Watanabe was well known in the mid to late 1950s as a stylist, and for his relentless, and at times, blistering attacking judo. He was captain of the Chuo judo team and also of the Japan judo team that defeated the USA team in an international tournament in 1957. Being Chuo judo club's star performer, he strongly influenced the younger members. Later, three in particular became famous in their own right: Okano, Tsuzawa and Sekine. Isao Okano in the -80kg, category won gold at the 1964 Tokyo Olympic Games and again gained middleweight gold at the 1965 World Championships. In both 1967 and 1969 Okano captured the All Japan Judo Championship. This Championship, incidentally, remains still today an open-weight event. In addition, at the 1971 World Judo Championships, Hisashi Tsuzawa won the -70kg title. In 1972, middleweight Shinobu Sekine attained the All Japan Judo Championship and later that year won the -80kg gold medal at the 1972 Munich Olympic Games. Thanks to Watanabe and the feats of his juniors, this 1960 - 1970 decade proved to be the golden age for the Chuo University judo club. Earlier, in 1961 Saburo Matsushita left the Renshuden after a four-year stint in the UK and returned to Japan. T.P. Leggett contacted George Whyman, who was then in training at the Kodokan, and asked him to recommend a suitable replacement. George informed TP of the skills of Kisaburo Watanabe. Therefore, in 1962 Watanabe was invited to the UK as judo instructor.

Watanabe stayed in Britain from 1962 to 1967. He taught principally at Leggett's Renshuden Judo Academy and at the Budokwai. Watanabe stayed at Leggett's house in Kensington, London and every morning he attended English language school and gave judo instruction in the late afternoons. He also occasionally taught in mainland Europe. While in the UK, Watanabe was appointed National Coach for three years. Similar to his former days at Chuo, he influenced many young British judo men, in particular Brian Jacks, David Starbrook and Angelo Parisi. I once said to Watanabe, 'If you had remained in Japan, instead of going to the UK, you may have been included in the Japanese Judo team for the 1964 Tokyo Olympic Games. Weren't you disappointed by giving up that opportunity?' His reply was, 'Yes, I may have competed in the Olympics and may have won a medal. But I have never really regretted accepting Mr. Leggett's invitation in going to live in the UK. It was a great experience for me, one I shall remember for the rest of my life.'

Watanabe achieved a wide repertoire. He often used a double lapel grip that enabled him more easily to throw both to the left and right side osoto gari, seoi-nage, uchimata, taio-toshi and ashi-waza. It was quite unusual in those days to see anyone so versatile in performing techniques with such power and such control. His movement around the mat was cat-like, no matter if attacking or defending, he always seemed able to maintain perfect balance. I remember Watanabe taking a lineup of 10 black belt judoka at the European Judo Championships in Geneva, Switzerland, in 1965. The previous evening another Japanese had struggled during his line up. It so happened that the Japanese ambassador to Switzerland was in attendance when Watanabe rose to the occasion. His performance was the best exhibition of pure technique that I ever witnessed. He held back and let each opponent attack him several times, then he unleashed just one devastating ippon on each of his opponents. What made his display so impressive, was that he threw each man with a different throw. As I recall, he never used the same technique twice.

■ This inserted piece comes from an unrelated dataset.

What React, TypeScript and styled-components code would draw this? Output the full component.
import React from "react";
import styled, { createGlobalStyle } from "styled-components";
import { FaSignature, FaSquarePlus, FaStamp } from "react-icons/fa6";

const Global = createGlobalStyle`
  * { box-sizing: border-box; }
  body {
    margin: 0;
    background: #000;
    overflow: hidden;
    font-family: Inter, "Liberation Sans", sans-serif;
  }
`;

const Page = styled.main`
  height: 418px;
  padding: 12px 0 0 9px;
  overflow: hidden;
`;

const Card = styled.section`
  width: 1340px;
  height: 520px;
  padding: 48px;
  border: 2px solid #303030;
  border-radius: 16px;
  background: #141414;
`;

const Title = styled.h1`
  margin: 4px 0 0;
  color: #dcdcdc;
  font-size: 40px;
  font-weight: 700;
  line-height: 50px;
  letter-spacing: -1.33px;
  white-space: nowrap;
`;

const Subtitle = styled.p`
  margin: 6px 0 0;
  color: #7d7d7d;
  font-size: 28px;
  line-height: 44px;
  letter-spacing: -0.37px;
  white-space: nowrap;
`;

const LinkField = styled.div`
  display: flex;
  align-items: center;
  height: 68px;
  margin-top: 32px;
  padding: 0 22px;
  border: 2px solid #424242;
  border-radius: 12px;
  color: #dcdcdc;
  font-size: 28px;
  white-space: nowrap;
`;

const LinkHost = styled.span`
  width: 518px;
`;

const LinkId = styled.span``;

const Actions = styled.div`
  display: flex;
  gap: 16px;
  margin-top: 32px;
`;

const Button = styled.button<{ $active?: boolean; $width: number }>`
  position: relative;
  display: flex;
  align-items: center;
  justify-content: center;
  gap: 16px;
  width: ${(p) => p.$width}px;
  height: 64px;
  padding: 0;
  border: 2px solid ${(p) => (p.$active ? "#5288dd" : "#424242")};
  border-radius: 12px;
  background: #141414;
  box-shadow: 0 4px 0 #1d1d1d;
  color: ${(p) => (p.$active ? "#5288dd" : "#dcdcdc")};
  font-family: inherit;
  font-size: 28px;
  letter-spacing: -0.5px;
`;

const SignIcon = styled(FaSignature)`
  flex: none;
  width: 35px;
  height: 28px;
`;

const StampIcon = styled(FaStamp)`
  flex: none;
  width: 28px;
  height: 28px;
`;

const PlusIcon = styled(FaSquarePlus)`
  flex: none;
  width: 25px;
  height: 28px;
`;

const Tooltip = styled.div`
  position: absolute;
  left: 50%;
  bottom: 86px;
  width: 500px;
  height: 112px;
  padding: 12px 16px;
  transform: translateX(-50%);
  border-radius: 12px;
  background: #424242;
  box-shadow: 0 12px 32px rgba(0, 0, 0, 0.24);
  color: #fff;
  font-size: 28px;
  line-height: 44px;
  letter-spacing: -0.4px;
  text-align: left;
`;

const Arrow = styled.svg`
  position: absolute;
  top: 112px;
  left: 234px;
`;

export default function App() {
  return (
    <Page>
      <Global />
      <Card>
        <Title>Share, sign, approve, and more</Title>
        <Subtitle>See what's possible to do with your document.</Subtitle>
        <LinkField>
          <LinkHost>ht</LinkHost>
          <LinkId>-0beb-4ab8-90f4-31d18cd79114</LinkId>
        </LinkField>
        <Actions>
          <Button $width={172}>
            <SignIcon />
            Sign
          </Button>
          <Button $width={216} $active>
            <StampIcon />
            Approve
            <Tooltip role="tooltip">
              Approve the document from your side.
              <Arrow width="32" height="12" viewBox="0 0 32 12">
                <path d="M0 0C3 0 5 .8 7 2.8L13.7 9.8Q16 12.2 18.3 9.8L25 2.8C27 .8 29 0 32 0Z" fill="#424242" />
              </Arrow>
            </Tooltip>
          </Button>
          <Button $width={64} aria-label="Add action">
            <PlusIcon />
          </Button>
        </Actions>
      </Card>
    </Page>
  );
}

In the UK, he became quite well-known since he had appeared several times on nation-wide TV and had often travelled to provincial dojos to give instruction. After some five years in the UK, he returned to Japan in the spring of 1967. He joined the staff of the Nippon Budokan where he rose to be head of the Promotion Department. He regularly asked me to assist by giving an English language commentary for the growing numbers of foreigners who attended budo events held in the 1970s and 1980s. In 1993, Watanabe travelled back to London to attend John Newman's cremation and again in 2000 when he attended T.P. Leggett's funeral. In his late thirties, Watanabe took up golf and became a keen, accomplished exponent winning at least one amateur tournament that I recall.

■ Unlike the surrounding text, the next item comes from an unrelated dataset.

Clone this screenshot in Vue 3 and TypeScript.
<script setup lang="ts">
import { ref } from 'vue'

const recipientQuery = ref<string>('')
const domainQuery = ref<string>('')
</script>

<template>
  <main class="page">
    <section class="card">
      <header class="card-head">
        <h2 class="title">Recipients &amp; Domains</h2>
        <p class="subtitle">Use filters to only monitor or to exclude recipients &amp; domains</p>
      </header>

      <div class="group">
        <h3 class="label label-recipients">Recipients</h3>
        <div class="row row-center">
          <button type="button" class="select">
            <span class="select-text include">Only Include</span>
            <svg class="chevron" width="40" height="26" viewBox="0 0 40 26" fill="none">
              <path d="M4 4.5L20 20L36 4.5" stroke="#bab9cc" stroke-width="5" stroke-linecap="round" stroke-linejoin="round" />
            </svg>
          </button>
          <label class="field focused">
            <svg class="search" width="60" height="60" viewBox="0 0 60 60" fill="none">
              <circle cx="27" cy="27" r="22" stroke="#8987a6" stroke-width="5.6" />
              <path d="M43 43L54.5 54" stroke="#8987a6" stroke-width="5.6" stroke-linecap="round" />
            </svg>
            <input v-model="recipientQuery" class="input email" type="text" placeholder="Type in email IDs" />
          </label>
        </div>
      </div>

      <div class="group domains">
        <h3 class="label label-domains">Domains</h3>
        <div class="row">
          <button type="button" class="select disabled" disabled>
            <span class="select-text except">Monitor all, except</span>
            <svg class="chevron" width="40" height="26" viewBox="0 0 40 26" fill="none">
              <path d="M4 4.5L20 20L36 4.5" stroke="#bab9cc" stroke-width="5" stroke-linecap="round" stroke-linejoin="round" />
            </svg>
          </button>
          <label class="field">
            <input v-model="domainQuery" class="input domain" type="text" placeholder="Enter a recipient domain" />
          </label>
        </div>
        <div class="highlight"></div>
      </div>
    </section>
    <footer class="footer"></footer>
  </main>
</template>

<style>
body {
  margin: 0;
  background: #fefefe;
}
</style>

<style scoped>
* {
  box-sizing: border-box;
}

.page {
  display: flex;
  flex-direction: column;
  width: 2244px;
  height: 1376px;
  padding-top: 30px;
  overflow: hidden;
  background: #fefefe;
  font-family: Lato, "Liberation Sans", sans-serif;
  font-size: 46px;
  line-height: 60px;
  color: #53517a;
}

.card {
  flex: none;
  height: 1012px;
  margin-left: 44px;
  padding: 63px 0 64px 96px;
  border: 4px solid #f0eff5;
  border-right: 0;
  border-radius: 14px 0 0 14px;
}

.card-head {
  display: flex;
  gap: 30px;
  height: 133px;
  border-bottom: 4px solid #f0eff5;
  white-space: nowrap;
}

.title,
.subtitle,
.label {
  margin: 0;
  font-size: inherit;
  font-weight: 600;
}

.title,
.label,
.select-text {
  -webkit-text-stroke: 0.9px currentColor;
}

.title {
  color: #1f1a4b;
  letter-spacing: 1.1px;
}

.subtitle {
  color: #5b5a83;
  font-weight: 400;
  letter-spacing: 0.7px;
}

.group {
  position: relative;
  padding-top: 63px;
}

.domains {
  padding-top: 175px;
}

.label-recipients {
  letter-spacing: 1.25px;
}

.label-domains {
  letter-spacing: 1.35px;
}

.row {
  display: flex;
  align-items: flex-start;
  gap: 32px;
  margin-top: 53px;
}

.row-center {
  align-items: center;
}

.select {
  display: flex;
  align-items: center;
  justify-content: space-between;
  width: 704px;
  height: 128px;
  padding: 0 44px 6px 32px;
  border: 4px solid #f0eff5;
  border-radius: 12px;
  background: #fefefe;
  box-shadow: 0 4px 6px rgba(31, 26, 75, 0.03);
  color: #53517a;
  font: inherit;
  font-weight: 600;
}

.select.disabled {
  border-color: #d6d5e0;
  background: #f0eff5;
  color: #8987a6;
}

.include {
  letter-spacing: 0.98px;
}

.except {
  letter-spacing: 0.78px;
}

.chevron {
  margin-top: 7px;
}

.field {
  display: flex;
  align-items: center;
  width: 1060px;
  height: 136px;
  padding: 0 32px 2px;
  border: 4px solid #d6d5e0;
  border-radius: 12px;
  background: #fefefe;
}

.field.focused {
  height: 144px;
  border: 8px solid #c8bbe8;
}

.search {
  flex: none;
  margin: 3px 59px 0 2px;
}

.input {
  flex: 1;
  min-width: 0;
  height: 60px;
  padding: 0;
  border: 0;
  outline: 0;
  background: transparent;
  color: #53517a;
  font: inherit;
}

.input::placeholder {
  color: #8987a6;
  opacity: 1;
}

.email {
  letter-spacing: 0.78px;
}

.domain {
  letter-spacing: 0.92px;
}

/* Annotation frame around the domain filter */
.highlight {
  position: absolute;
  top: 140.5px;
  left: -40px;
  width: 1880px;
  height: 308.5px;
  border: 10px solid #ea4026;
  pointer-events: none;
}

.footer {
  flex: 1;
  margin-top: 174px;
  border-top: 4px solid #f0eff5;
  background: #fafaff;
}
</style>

At the age of 65 he retired from his post at the Budokan in 2001. Watanabe was always caring and considerate to British team members whenever they visited Japan for training. He and his wife would often greet, guide and entertain them. Although not as active as he once was, he was especially pleased that he was physically able to travel to London in February 2018 to attend the Budokwai Centennial Banquet. He is survived by his wife Reiko and his two daughters Kyoko and Satoko.

It's with undying respect that he will be dearly missed by the international Judo fraternity. Rest in peace, Sensei.